■ **What is asked**
Leaving out every picture, quote the data below exactly as it appears.

■ **Given material**
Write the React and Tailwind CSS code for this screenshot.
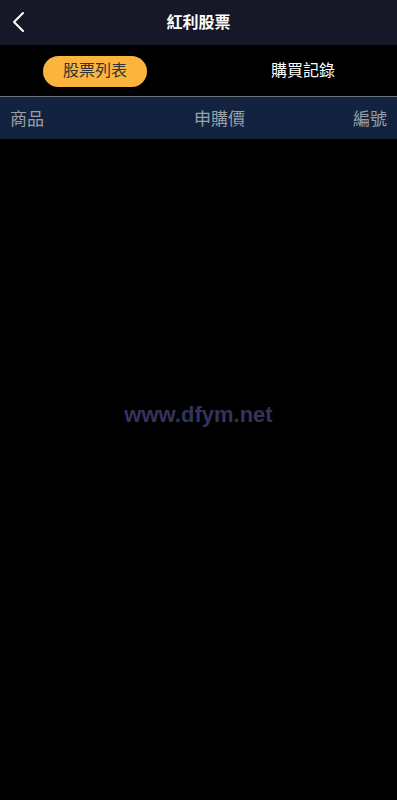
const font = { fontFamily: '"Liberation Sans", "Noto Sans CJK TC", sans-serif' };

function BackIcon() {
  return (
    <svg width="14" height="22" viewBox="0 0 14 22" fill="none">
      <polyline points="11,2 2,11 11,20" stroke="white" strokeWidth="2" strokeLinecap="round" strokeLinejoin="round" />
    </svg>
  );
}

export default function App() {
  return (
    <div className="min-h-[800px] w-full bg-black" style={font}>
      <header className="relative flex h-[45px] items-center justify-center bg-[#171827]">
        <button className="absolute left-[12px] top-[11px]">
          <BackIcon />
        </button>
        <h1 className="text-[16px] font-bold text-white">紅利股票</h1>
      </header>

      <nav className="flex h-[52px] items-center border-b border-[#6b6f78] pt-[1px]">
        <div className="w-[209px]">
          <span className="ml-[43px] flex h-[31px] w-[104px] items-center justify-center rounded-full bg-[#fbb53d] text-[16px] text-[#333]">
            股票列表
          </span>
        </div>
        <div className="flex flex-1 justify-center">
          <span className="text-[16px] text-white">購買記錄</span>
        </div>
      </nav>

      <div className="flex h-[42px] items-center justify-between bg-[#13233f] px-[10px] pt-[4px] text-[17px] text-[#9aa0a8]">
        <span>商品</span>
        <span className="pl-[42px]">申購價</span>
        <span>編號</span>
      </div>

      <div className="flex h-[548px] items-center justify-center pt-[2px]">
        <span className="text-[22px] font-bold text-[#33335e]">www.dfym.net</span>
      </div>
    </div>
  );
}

■ **Output for this task**
Write the React and Tailwind CSS code for this screenshot.
const font = { fontFamily: '"Liberation Sans", "Noto Sans CJK TC", sans-serif' };

function BackIcon() {
  return (
    <svg width="14" height="22" viewBox="0 0 14 22" fill="none">
      <polyline points="11,2 2,11 11,20" stroke="white" strokeWidth="2" strokeLinecap="round" strokeLinejoin="round" />
    </svg>
  );
}

export default function App() {
  return (
    <div className="min-h-[800px] w-full bg-black" style={font}>
      <header className="relative flex h-[45px] items-center justify-center bg-[#171827]">
        <button className="absolute left-[12px] top-[11px]">
          <BackIcon />
        </button>
        <h1 className="text-[16px] font-bold text-white">紅利股票</h1>
      </header>

      <nav className="flex h-[52px] items-center border-b border-[#6b6f78] pt-[1px]">
        <div className="w-[209px]">
          <span className="ml-[43px] flex h-[31px] w-[104px] items-center justify-center rounded-full bg-[#fbb53d] text-[16px] text-[#333]">
            股票列表
          </span>
        </div>
        <div className="flex flex-1 justify-center">
          <span className="text-[16px] text-white">購買記錄</span>
        </div>
      </nav>

      <div className="flex h-[42px] items-center justify-between bg-[#13233f] px-[10px] pt-[4px] text-[17px] text-[#9aa0a8]">
        <span>商品</span>
        <span className="pl-[42px]">申購價</span>
        <span>編號</span>
      </div>

      <div className="flex h-[548px] items-center justify-center pt-[2px]">
        <span className="text-[22px] font-bold text-[#33335e]">www.dfym.net</span>
      </div>
    </div>
  );
}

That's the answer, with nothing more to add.